C’est certainement là que se situe le véritable enjeu, en mobilisant les citoyen.ne.s à soutenir non pas des « médias alternatifs » mais une véritable alternative au médias détenus par les grands groupes.
Cette alternative existe aujourd’hui, elle est riche d’un écosystème foisonnant, inventif et engagé. Des initiatives innovantes se lancent afin de permettre d’installer de vrais modèles économiques pour ces médias indépendants qui bénéficient rarement de l’intérêt d’un milliardaire.
Coop médias, par exemple, répond à cette problématique (notre article sur Le Moment). Le Fonds pour la presse libre qui sous forme de prêts ou de subventions vient soutenir des initiatives et l’originalité de démarches éditoriales innovantes. Le Moment y participe aussi, à son modeste niveau, en tentant de porter la voix des oubliés des médias et en développant une démarche collaborative entre médias.

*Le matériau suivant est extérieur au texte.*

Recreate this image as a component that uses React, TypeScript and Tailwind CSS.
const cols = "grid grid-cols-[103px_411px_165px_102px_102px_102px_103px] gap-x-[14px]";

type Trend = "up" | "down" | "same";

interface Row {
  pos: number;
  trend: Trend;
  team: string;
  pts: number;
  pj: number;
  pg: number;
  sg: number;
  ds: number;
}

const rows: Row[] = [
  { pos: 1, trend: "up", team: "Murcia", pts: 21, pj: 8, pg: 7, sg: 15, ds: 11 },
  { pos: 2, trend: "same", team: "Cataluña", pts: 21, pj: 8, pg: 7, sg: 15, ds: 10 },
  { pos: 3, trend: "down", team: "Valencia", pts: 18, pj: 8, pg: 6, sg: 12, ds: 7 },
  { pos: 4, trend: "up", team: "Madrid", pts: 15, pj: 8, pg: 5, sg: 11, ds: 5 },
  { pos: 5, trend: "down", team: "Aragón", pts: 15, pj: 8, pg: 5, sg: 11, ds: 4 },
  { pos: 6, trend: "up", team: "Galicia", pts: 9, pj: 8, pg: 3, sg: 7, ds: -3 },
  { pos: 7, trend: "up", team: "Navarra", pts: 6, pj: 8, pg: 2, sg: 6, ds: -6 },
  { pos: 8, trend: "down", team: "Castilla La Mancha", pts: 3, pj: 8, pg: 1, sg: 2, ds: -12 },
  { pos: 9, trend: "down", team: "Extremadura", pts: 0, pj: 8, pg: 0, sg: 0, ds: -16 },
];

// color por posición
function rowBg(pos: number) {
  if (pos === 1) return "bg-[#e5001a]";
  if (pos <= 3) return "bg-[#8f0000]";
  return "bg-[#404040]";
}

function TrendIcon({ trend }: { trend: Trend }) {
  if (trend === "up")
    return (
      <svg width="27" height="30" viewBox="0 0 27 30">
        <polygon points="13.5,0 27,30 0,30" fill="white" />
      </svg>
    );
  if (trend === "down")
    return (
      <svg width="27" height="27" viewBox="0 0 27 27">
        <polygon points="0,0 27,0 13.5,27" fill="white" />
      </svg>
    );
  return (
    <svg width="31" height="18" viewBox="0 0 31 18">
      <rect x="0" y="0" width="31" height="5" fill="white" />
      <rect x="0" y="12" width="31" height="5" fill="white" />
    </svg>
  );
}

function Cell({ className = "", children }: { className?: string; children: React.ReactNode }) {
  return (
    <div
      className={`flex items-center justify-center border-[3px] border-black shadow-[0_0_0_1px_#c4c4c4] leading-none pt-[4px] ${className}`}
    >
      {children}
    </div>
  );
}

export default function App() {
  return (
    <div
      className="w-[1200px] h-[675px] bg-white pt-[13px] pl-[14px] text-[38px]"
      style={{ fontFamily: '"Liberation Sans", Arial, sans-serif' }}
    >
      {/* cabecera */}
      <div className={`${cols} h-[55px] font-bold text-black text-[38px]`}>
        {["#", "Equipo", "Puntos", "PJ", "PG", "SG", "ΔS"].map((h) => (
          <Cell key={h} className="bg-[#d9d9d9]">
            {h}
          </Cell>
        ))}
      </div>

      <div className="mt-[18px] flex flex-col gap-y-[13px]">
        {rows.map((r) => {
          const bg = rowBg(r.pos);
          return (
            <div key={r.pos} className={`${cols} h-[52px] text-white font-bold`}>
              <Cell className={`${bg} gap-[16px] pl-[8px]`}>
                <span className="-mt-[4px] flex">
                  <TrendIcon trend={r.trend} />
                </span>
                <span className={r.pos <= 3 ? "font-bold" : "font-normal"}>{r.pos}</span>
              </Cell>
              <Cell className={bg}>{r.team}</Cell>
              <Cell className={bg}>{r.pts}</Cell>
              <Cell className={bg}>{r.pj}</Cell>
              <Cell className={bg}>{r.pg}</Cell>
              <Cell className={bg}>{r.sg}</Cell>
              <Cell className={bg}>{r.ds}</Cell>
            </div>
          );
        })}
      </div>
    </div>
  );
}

Mais la puissance publique doit y prendre sa part, en favorisant la création de nouveaux médias, en soutenant les médias associatifs locaux, en protégeant les journalistes de procédures judiciaires abusives, en renforçant la mixité sociale et culturelle au sein des écoles de journalisme.
C’est ainsi que la démocratie sortira grandie, en sortant de la reproduction des élites si chère au système des grandes écoles françaises, non pas en interdisant tel ou tel média d’opinion, mais en rendant aux citoyens la plume et le micro, et en lui reconnaissant sa capacité à agir et à décider, en renforçant sa capacité d’aiguiser son esprit critique.